Obama ging schon am Morgen zusammen mit seiner Frau Michelle in Chicago (Illinois) wählen. Er zeigte sich dabei entspannt und zuversichtlich, aber zugleich auch zurückhaltend: Am Montag war seine Großmutter Madelyn Dunham, die ihn jahrelang großgezogen hatte, nach langer Krebserkrankung im Alter von 86 Jahren gestorben. Obamas Rivalin im Vorwahlkampf, Hillary Clinton, gab in Chappaqua (New York) ihre Stimme ab. Sie freue sich auf eine "großartige Zeit" für Amerika, sagte die New Yorker Senatorin.

Obama mit klar bessern Chancen

Nach letzten Umfragen des Senders CNN führt Obama in den Staaten, die vor vier Jahren der Demokrat John Kerry im Wahlkampf gegen George W. Bush gewonnen hatte. Gleichauf oder vor McCain liegt er in etwa einem Dutzend Staaten, in denen Bush vor vier Jahren siegte. Nach einem von der Webseite realclearpolitics.com ermittelten Durchschnittswert von einem Dutzend Umfragen trennt Obama von McCain ein Vorsprung von mehr als sieben Prozentpunkten.

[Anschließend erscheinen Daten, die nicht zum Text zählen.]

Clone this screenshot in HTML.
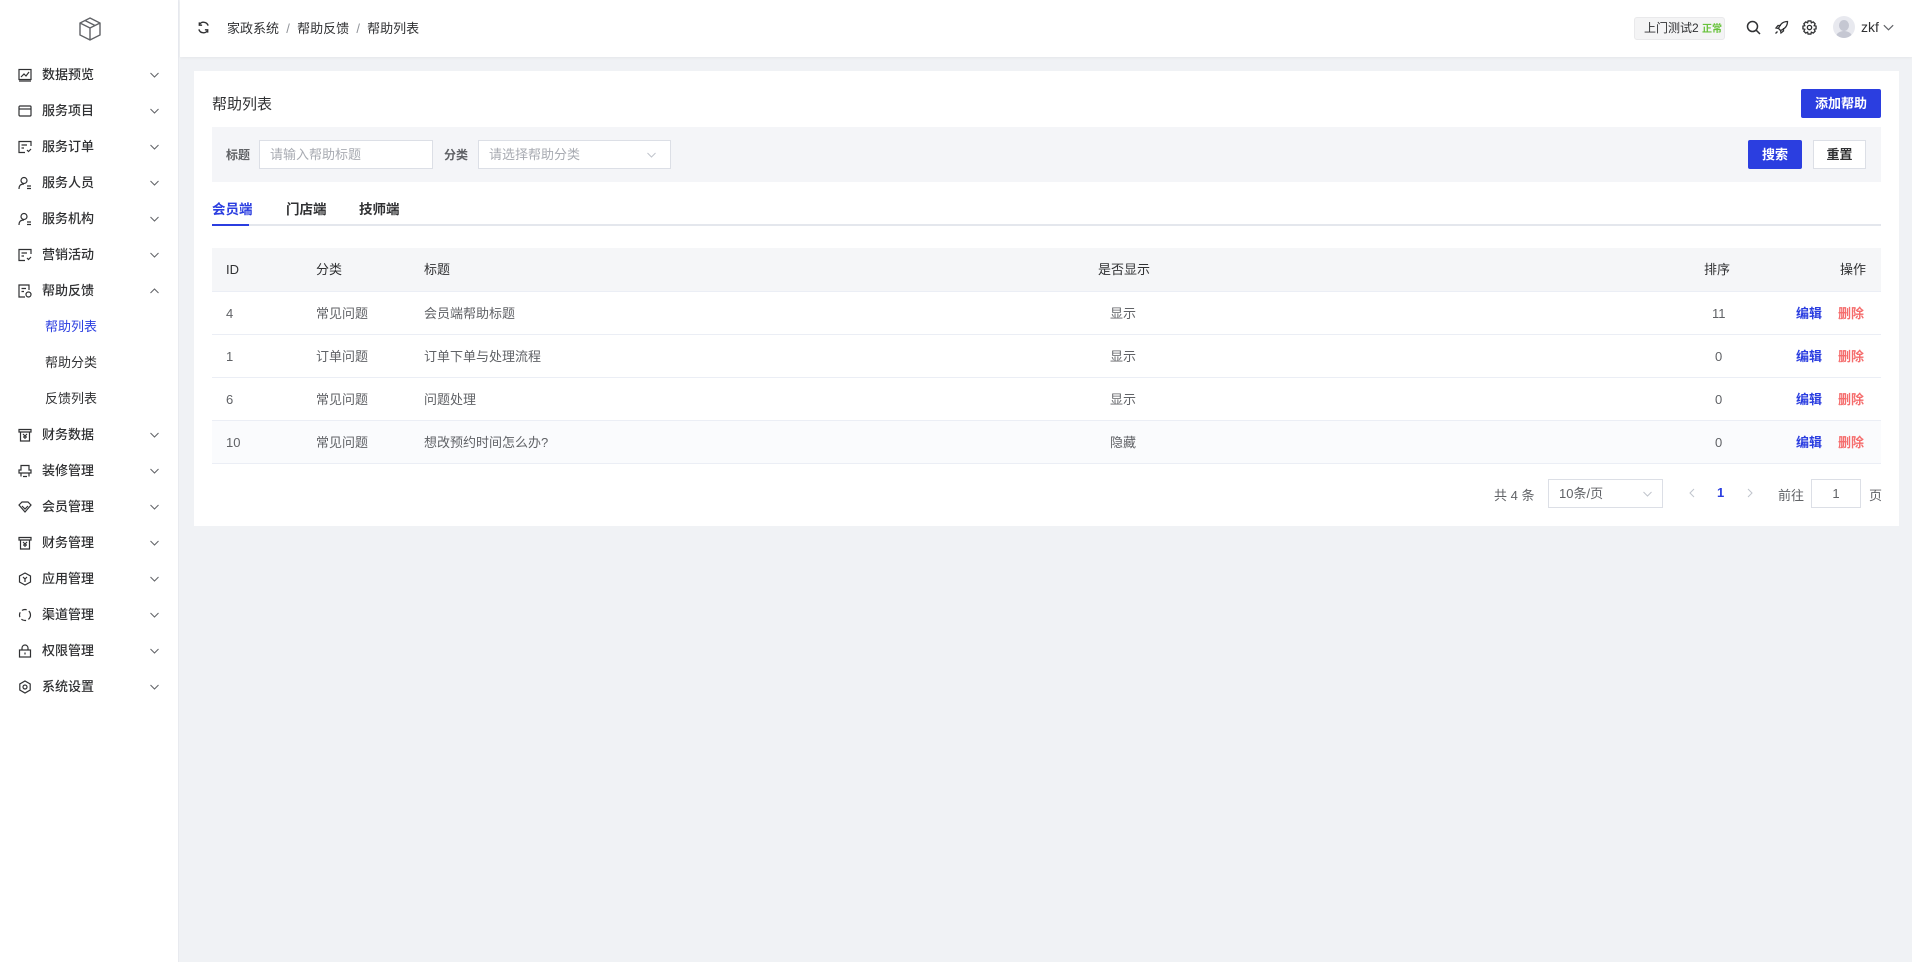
<!DOCTYPE html>
<html><head><meta charset="utf-8"><style>
*{box-sizing:border-box;margin:0;padding:0}
body{width:1912px;height:962px;background:#f0f2f5;font-family:"Liberation Sans","Noto Sans CJK SC",sans-serif;color:#303133;position:relative;overflow:hidden;font-size:13px}
.a{position:absolute}
#side{left:0;top:0;width:179px;height:962px;background:#fff;border-right:1px solid #e8eaef}
.mi{position:absolute;left:0;width:179px;height:36px;line-height:36px;font-size:13px;font-weight:500;color:#303133}
.mi .ic{position:absolute;left:18px;top:11px;width:14px;height:14px}
.mi .t{position:absolute;left:42px}
.cv{position:absolute;left:150px;top:15px;width:9px;height:6px}
.sub{position:absolute;left:45px;font-size:13px;color:#303133;height:36px;line-height:36px}
#hdr{left:180px;top:0;width:1732px;height:57px;background:#fff;box-shadow:0 1px 3px rgba(0,0,0,.05)}
#card{left:194px;top:71px;width:1705px;height:455px;background:#fff}
.in{position:absolute;background:#fff;border:1px solid #dcdfe6;height:29px;line-height:27px;padding-left:10px;color:#a8abb2;font-size:13px}
.row{position:absolute;left:212px;width:1669px;height:43px;border-bottom:1px solid #ebeef5}
.c{position:absolute;top:0;line-height:43px;font-size:13px;color:#606266}
.btn{position:absolute;height:29px;line-height:29px;text-align:center;font-size:13px;font-weight:bold}
</style></head><body>
<svg width="0" height="0" style="position:absolute"><defs><symbol id="dn" viewBox="0 0 9 6"><path d="M0.5 1 L4.5 5 L8.5 1" fill="none" stroke="#606266" stroke-width="1"/></symbol><symbol id="up" viewBox="0 0 9 6"><path d="M0.5 5 L4.5 1 L8.5 5" fill="none" stroke="#606266" stroke-width="1"/></symbol><symbol id="dl" viewBox="0 0 9 6"><path d="M0.5 1 L4.5 5 L8.5 1" fill="none" stroke="#c0c4cc" stroke-width="1"/></symbol></defs></svg>
<div id="side" class="a">
<svg class="a" style="left:78px;top:16px" width="24" height="26" viewBox="0 0 24 26" fill="none" stroke="#606266" stroke-width="1.4"><path d="M12 2 L22 7 L22 19 L12 24 L2 19 L2 7 Z M2 7 L12 12 L22 7 M12 12 L12 24 M7 4.5 L17 9.5"/></svg>
<div class="mi" style="top:57px"><svg class="ic" viewBox="0 0 14 14" fill="none" stroke="#303133" stroke-width="1.2"><rect x="1" y="1.5" width="12" height="10"/><path d="M3 9 L6 6 L8 8 L11 4 M1 13 H13"/></svg><span class="t">数据预览</span><svg class="cv"><use href="#dn"/></svg></div>
<div class="mi" style="top:93px"><svg class="ic" viewBox="0 0 14 14" fill="none" stroke="#303133" stroke-width="1.2"><rect x="1" y="2" width="12" height="10" rx="1"/><path d="M1 5 H13"/></svg><span class="t">服务项目</span><svg class="cv"><use href="#dn"/></svg></div>
<div class="mi" style="top:129px"><svg class="ic" viewBox="0 0 14 14" fill="none" stroke="#303133" stroke-width="1.2"><path d="M13 6 V1.5 H1 V12.5 H7 M3.5 5 H9 M3.5 8 H6 M9 10 L10.5 11.5 L13 9"/></svg><span class="t">服务订单</span><svg class="cv"><use href="#dn"/></svg></div>
<div class="mi" style="top:165px"><svg class="ic" viewBox="0 0 14 14" fill="none" stroke="#303133" stroke-width="1.2"><circle cx="6" cy="4.5" r="3"/><path d="M1 13 C1 9 3 8 6 8 M9 10 H13 M9 12.5 H13"/></svg><span class="t">服务人员</span><svg class="cv"><use href="#dn"/></svg></div>
<div class="mi" style="top:201px"><svg class="ic" viewBox="0 0 14 14" fill="none" stroke="#303133" stroke-width="1.2"><circle cx="6" cy="4.5" r="3"/><path d="M1 13 C1 9 3 8 6 8 M9 10 H13 M9 12.5 H13"/></svg><span class="t">服务机构</span><svg class="cv"><use href="#dn"/></svg></div>
<div class="mi" style="top:237px"><svg class="ic" viewBox="0 0 14 14" fill="none" stroke="#303133" stroke-width="1.2"><path d="M13 6 V1.5 H1 V12.5 H7 M3.5 5 H9 M3.5 8 H6 M9 10 L10.5 11.5 L13 9"/></svg><span class="t">营销活动</span><svg class="cv"><use href="#dn"/></svg></div>
<div class="mi" style="top:273px"><svg class="ic" viewBox="0 0 14 14" fill="none" stroke="#303133" stroke-width="1.2"><path d="M11 6 V1 H1 V13 H7 M3.5 4.5 H8 M3.5 7.5 H6"/><circle cx="10.5" cy="10.5" r="2.5"/></svg><span class="t">帮助反馈</span><svg class="cv"><use href="#up"/></svg></div>
<div class="sub" style="top:309px;color:#2b3ee0">帮助列表</div>
<div class="sub" style="top:345px">帮助分类</div>
<div class="sub" style="top:381px">反馈列表</div>
<div class="mi" style="top:417px"><svg class="ic" viewBox="0 0 14 14" fill="none" stroke="#303133" stroke-width="1.2"><path d="M1 1.5 H13 V4 H1 Z M2.5 4 V13 H11.5 V4 M5 6 L7 8 L9 6 M7 8 V11 M5 9 H9"/></svg><span class="t">财务数据</span><svg class="cv"><use href="#dn"/></svg></div>
<div class="mi" style="top:453px"><svg class="ic" viewBox="0 0 14 14" fill="none" stroke="#303133" stroke-width="1.2"><path d="M3 1.5 H11 V6 H13 V9 H1 V6 H3 Z M3 9 V12.5 M11 9 V12.5 M5 12.5 H9"/></svg><span class="t">装修管理</span><svg class="cv"><use href="#dn"/></svg></div>
<div class="mi" style="top:489px"><svg class="ic" viewBox="0 0 14 14" fill="none" stroke="#303133" stroke-width="1.2"><path d="M1 5 L4 2 H10 L13 5 L7 12 Z M4 6 L7 9 L10 6"/></svg><span class="t">会员管理</span><svg class="cv"><use href="#dn"/></svg></div>
<div class="mi" style="top:525px"><svg class="ic" viewBox="0 0 14 14" fill="none" stroke="#303133" stroke-width="1.2"><path d="M1 1.5 H13 V4 H1 Z M2.5 4 V13 H11.5 V4 M5 6 L7 8 L9 6 M7 8 V11 M5 9 H9"/></svg><span class="t">财务管理</span><svg class="cv"><use href="#dn"/></svg></div>
<div class="mi" style="top:561px"><svg class="ic" viewBox="0 0 14 14" fill="none" stroke="#303133" stroke-width="1.2"><path d="M7 1 L12.5 4 V10 L7 13 L1.5 10 V4 Z M5 5 L7 7 L9 5 M7 7 V10"/></svg><span class="t">应用管理</span><svg class="cv"><use href="#dn"/></svg></div>
<div class="mi" style="top:597px"><svg class="ic" viewBox="0 0 14 14" fill="none" stroke="#303133" stroke-width="1.2" stroke-dasharray="5 2.5"><circle cx="7" cy="7" r="5.5"/></svg><span class="t">渠道管理</span><svg class="cv"><use href="#dn"/></svg></div>
<div class="mi" style="top:633px"><svg class="ic" viewBox="0 0 14 14" fill="none" stroke="#303133" stroke-width="1.2"><rect x="1.5" y="6" width="11" height="7"/><path d="M4 6 V4 A3 3 0 0 1 10 4 V6 M7 8.5 V10.5"/></svg><span class="t">权限管理</span><svg class="cv"><use href="#dn"/></svg></div>
<div class="mi" style="top:669px"><svg class="ic" viewBox="0 0 14 14" fill="none" stroke="#303133" stroke-width="1.2"><path d="M7 1 L12.2 4 V10 L7 13 L1.8 10 V4 Z"/><circle cx="7" cy="7" r="2"/></svg><span class="t">系统设置</span><svg class="cv"><use href="#dn"/></svg></div>
</div>

<div id="hdr" class="a">
<svg class="a" style="left:17px;top:21px" width="13" height="13" viewBox="0 0 14 14" fill="none" stroke="#303133" stroke-width="1.5"><path d="M12 5 A5.2 5.2 0 0 0 2.5 4 M2 9 A5.2 5.2 0 0 0 11.5 10 M2.5 1.5 V4.5 H5.5 M11.5 12.5 V9.5 H8.5"/></svg>
<div class="a" style="left:47px;top:18px;font-size:13px;color:#303133;white-space:pre">家政系统  <span style="color:#909399">/</span>  帮助反馈  <span style="color:#909399">/</span>  帮助列表</div>
<div class="a" style="left:1454px;top:17px;width:91px;height:23px;background:#f4f4f5;border:1px solid #e9e9eb;border-radius:3px;font-size:12px;line-height:21px;padding-left:9px;color:#303133">上门测试2 <span style="color:#67c23a;font-size:10px;font-weight:bold">正常</span></div>
<svg class="a" style="left:1566px;top:20px" width="15" height="15" viewBox="0 0 15 15" fill="none" stroke="#303133" stroke-width="1.5"><circle cx="6.5" cy="6.5" r="5"/><path d="M10.3 10.3 L14 14"/></svg>
<svg class="a" style="left:1594px;top:20px" width="15" height="15" viewBox="0 0 15 15" fill="none" stroke="#303133" stroke-width="1.3"><path d="M13.5 1.5 C9 1.5 6 4.5 4.5 8.5 L6.5 10.5 C10.5 9 13.5 6 13.5 1.5 Z M4.5 8.5 L2 8 L4 5.5 H7 M6.5 10.5 L7 13 L9.5 11 V8 M3.5 11.5 L1.5 13.5"/></svg>
<svg class="a" style="left:1622px;top:20px" width="15" height="15" viewBox="0 0 16 16" fill="none" stroke="#303133" stroke-width="1.4"><path d="M6.5 1 H9.5 L10 3 L12 2 L14 4 L13 6 L15 6.5 V9.5 L13 10 L14 12 L12 14 L10 13 L9.5 15 H6.5 L6 13 L4 14 L2 12 L3 10 L1 9.5 V6.5 L3 6 L2 4 L4 2 L6 3 Z"/><circle cx="8" cy="8" r="2.3"/></svg>
<div class="a" style="left:1653px;top:16px;width:22px;height:22px;border-radius:50%;background:#e8e9ef;overflow:hidden"><div class="a" style="left:6px;top:4px;width:10px;height:11px;border-radius:50%;background:#c5c7d2"></div><div class="a" style="left:3px;top:15px;width:16px;height:12px;border-radius:50%;background:#c5c7d2"></div></div>
<div class="a" style="left:1681px;top:19px;font-size:14px;color:#303133">zkf</div>
<svg class="a" style="left:1703px;top:24px" width="11" height="7"><use href="#dn"/></svg>
</div>

<div id="card" class="a"></div>
<div class="a" style="left:212px;top:93px;font-size:15px;color:#303133">帮助列表</div>
<div class="btn" style="left:1801px;top:89px;width:80px;background:#2b3ee0;color:#fff;border-radius:2px">添加帮助</div>
<div class="a" style="left:212px;top:127px;width:1669px;height:55px;background:#f4f5f8"></div>
<div class="a" style="left:226px;top:146px;font-size:12px;color:#606266;font-weight:bold">标题</div>
<div class="in" style="left:259px;top:140px;width:174px">请输入帮助标题</div>
<div class="a" style="left:444px;top:146px;font-size:12px;color:#606266;font-weight:bold">分类</div>
<div class="in" style="left:478px;top:140px;width:193px">请选择帮助分类<svg class="a" style="left:168px;top:11px" width="9" height="6"><use href="#dl"/></svg></div>
<div class="btn" style="left:1748px;top:140px;width:54px;background:#2b3ee0;color:#fff;border-radius:2px">搜索</div>
<div class="btn" style="left:1813px;top:140px;width:53px;background:#fff;border:1px solid #dcdfe6;color:#303133;font-weight:bold;line-height:27px">重置</div>

<div class="a" style="left:212px;top:224px;width:1669px;height:2px;background:#e4e7ed"></div>
<div class="a" style="left:212px;top:224px;width:37px;height:2px;background:#2b3ee0"></div>
<div class="a" style="left:212px;top:198px;font-size:13.5px;color:#2b3ee0;font-weight:bold">会员端</div>
<div class="a" style="left:286px;top:198px;font-size:13.5px;color:#303133;font-weight:bold">门店端</div>
<div class="a" style="left:359px;top:198px;font-size:13.5px;color:#303133;font-weight:bold">技师端</div>

<div class="row" style="top:248px;background:#f5f6f8;height:44px">
<span class="c" style="left:14px;color:#303133">ID</span><span class="c" style="left:104px;color:#303133">分类</span><span class="c" style="left:212px;color:#303133">标题</span><span class="c" style="left:886px;color:#303133">是否显示</span><span class="c" style="left:1492px;color:#303133">排序</span><span class="c" style="left:1628px;color:#303133">操作</span></div>
<div class="row" style="top:292px"><span class="c" style="left:14px">4</span><span class="c" style="left:104px">常见问题</span><span class="c" style="left:212px">会员端帮助标题</span><span class="c" style="left:898px">显示</span><span class="c" style="left:1500px">11</span><span class="c" style="left:1584px;color:#2b3ee0;font-weight:bold">编辑</span><span class="c" style="left:1626px;color:#f56c6c;font-weight:bold">删除</span></div>
<div class="row" style="top:335px"><span class="c" style="left:14px">1</span><span class="c" style="left:104px">订单问题</span><span class="c" style="left:212px">订单下单与处理流程</span><span class="c" style="left:898px">显示</span><span class="c" style="left:1503px">0</span><span class="c" style="left:1584px;color:#2b3ee0;font-weight:bold">编辑</span><span class="c" style="left:1626px;color:#f56c6c;font-weight:bold">删除</span></div>
<div class="row" style="top:378px"><span class="c" style="left:14px">6</span><span class="c" style="left:104px">常见问题</span><span class="c" style="left:212px">问题处理</span><span class="c" style="left:898px">显示</span><span class="c" style="left:1503px">0</span><span class="c" style="left:1584px;color:#2b3ee0;font-weight:bold">编辑</span><span class="c" style="left:1626px;color:#f56c6c;font-weight:bold">删除</span></div>
<div class="row" style="top:421px;background:#fafbfd"><span class="c" style="left:14px">10</span><span class="c" style="left:104px">常见问题</span><span class="c" style="left:212px">想改预约时间怎么办?</span><span class="c" style="left:898px">隐藏</span><span class="c" style="left:1503px">0</span><span class="c" style="left:1584px;color:#2b3ee0;font-weight:bold">编辑</span><span class="c" style="left:1626px;color:#f56c6c;font-weight:bold">删除</span></div>

<div class="a" style="left:1494px;top:485px;font-size:13px;color:#606266">共 4 条</div>
<div class="in" style="left:1548px;top:479px;width:115px;color:#606266">10条/页<svg class="a" style="left:94px;top:11px" width="9" height="6"><use href="#dl"/></svg></div>
<svg class="a" style="left:1689px;top:488px" width="6" height="10" viewBox="0 0 6 10"><path d="M5 1 L1 5 L5 9" fill="none" stroke="#c0c4cc"/></svg>
<div class="a" style="left:1717px;top:485px;font-size:13px;color:#2b3ee0;font-weight:bold">1</div>
<svg class="a" style="left:1747px;top:488px" width="6" height="10" viewBox="0 0 6 10"><path d="M1 1 L5 5 L1 9" fill="none" stroke="#c0c4cc"/></svg>
<div class="a" style="left:1778px;top:485px;font-size:13px;color:#606266">前往</div>
<div class="in" style="left:1811px;top:479px;width:50px;color:#606266;text-align:center;padding:0">1</div>
<div class="a" style="left:1869px;top:485px;font-size:13px;color:#606266">页</div>
</body></html>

Der Senator aus Illinois sagte bei seinem letzten großen Wahlkampfauftritt in Manassas (Virginia), die Entscheidung liege nun in den Händen der Wähler. Einen ersten Sieg konnte Obama bereits frühzeitig am Wahltag verbuchen. Im Dorf Dixville Notch (New Hampshire), wo die Bürger traditionell schon gleich nach Mitternacht wählen gehen, erhielt er 15 Stimmen, McCain nur 6. In der kleinen Ortschaft unweit der kanadischen Grenze brach Obama somit eine 40-jährige Vorherrschaft der Republikaner. Nur einmal, 1968, war es den Demokraten mit ihrem Bewerber Hubert Humphrey gelungen, hier zu siegen.

Bush bleibt zu Hause

Der noch amtierende US-Präsident George W. Bush will sich derweil im Hintergrund halten und öffentliche Auftritte meiden, bis sein Nachfolger feststeht. Bush werde mit seiner Frau zu Abend essen und die Wahl privat verfolgen, sagte ein Sprecher des Weißen Hauses. Statt des Präsidenten selbst werde seine Sprecherin Dana Perino eine Erklärung abgeben, sobald der Wahlsieger bekannt sei. Bush war im Wahlkampf wegen seiner Unpopularität selbst vom Republikaner McCain weitestgehend gemieden worden. In den vergangenen Tagen hatte er sich kaum den Medien gezeigt.

Kompliziertes Wahlsystem

In den Vereinigten Staaten wird der Präsident nicht direkt, sondern durch ein Wahlmännergremium gewählt, das bei der Wahl eigentlich gewählt wird. Der Gewinner eines Bundesstaates erhält jeweils alle zu vergebenden Wahlmännerstimmen. Die Wahlmänner stimmen am 15. Dezember ab, der neue Präsident wird am 20. Januar ins Amt eingeführt.

Neben der Präsidentenwahl steht auch die Wahl der 435 Mitglieder des Abgeordnetenhauses und von 35 der 100 Senatoren an. Es wird erwartet, dass die Demokraten ihre Mehrheit in beiden Kongresskammern deutlich ausbauen können. Außerdem geht es um die Besetzung von elf Gouverneursposten. In zahlreichen Staaten finden auch Volksentscheide zu verschiedenen Themen statt. In Kalifornien etwa stimmen die Wähler über die Zulässigkeit von Homosexuellen-Ehen ab.